Quando o povo já não governa
- Rogério Baptistini Mendes
- 15 de jun.
- 3 min de leitura
Crise econômica, ódio político e manipulação midiática corroem a democracia e abrem espaço para o avanço do autoritarismo.

Em Ruptura (2017), Manuel Castells alerta para a natureza da crise que vivemos. Ela não é apenas econômica, mas também política. Trata-se de uma crise profunda, que atinge o próprio autogoverno das sociedades políticas modernas. A democracia naufraga diante da descrença dos cidadãos. A precariedade material, o desemprego e a crescente distância entre milhões de pobres e poucos bilionários, sustentados pelo discurso da austeridade, liberaram forças perigosas. A legitimidade do processo político, das instituições e do próprio Estado foi colocada em xeque, emergindo uma palavra de ordem quase universal: “não nos representam!”.

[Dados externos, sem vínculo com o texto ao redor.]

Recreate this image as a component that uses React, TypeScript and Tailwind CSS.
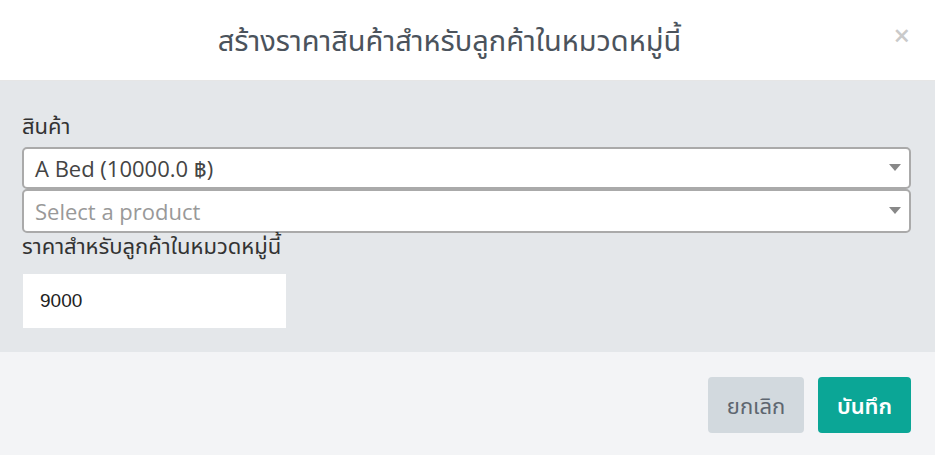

É evidente que a concentração de renda, ao alimentar a rebelião das massas contra o establishment político, também fomenta as distorções que corroem a democracia e, em última instância, ameaçam a própria ideia de autogoverno. Essas tensões, porém, são exploradas e manipuladas por grupos que apostam no aprofundamento do caos. Como lembra Giuliano Da Empoli em Os engenheiros do caos (2019), há aqueles que se alimentam das emoções negativas e buscam capturar os revoltados para implementar seus projetos de poder. Pouco importa a coerência do que expressam; interessa-lhes explorar o medo e insuflar o ódio, influenciando decisões políticas por meio da manipulação emocional.
Além da disseminação de fake news, da perseguição a cientistas e professores, e do revisionismo histórico, esses grupos manipulam a opinião pública de forma ainda mais sutil, recorrendo a sondagens e pesquisas de opinião. Estas formas rudimentares de sociologia, que Pierre Bourdieu qualificava de "ciência sem cientista", impõem aos entrevistados problemas que não são os seus, mas os dos que financiam e divulgam as pesquisas, oferecendo resultados como se fossem retratos fiéis da realidade. Na verdade, são efeitos da própria manipulação do que se quis medir, afastando-se das verdadeiras preocupações cotidianas das pessoas.
Essa manipulação da vontade popular contrasta frontalmente com a ideia de autogoverno que sustenta as democracias modernas. Desde Jean-Jacques Rousseau e seu O Contrato Social (1762), a democracia é concebida como um regime em que os cidadãos elegem representantes, fazem as leis e são livres ao obedecer às leis que eles mesmos estabeleceram. Como escreveu o cidadão de Genebra: “a obediência à lei que se prescreve a si mesmo é liberdade”. Hoje, entretanto, assistimos à busca pela submissão e pela imposição de formas autoritárias e iliberais de exercício de mando. Exemplos disso abundam no cenário global: Milei, Trump, Bolsonaro e tantos outros fascistas espalhados pelo mundo.
Recorrendo a Jürgen Habermas, recordamos que a democracia constitui uma forma de autogoverno quando cidadãos autônomos participam da formação da vontade política por meio do exercício do discurso racional e inclusivo. Essa liberdade comunicativa exige indivíduos autônomos, críticos e preparados para o debate público, educados desde cedo numa pedagogia cívica democrática e conscientes de seu papel na esfera pública. Nesse espaço público, os meios de comunicação, as associações, movimentos sociais, sindicatos e partidos devem estar ativos e vivos. É precisamente essa razão pública que vem sendo sistematicamente sabotada: a manipulação da opinião e das emoções inviabiliza tanto a autonomia privada quanto a pública. Sem ambas, resta apenas o exercício puramente formal do voto, abrindo espaço para o esvaziamento do modelo participativo e a imposição de tiranias.
O caso brasileiro
No caso particular do Brasil, agoniza o regime saído da Carta de 1988. Nos púlpitos, nas câmaras municipais, nas assembleias legislativas, na Câmara dos Deputados e no Senado, discursos de ódio e mentiras ganham status de verdades oficiais. Uma entidade vaga, conhecida como “os mercados”, manipula opiniões por meio de sua influência sobre os meios de comunicação social. Grandes conglomerados de mídia digital colocam-se acima das normas jurídicas do Estado. Assistimos, assim, ao rápido declínio da razão e à trágica morte da verdade. Com isso, ruem o autogoverno democrático e os direitos individuais, pois, como adverte Habermas, um não sobrevive sem o outro.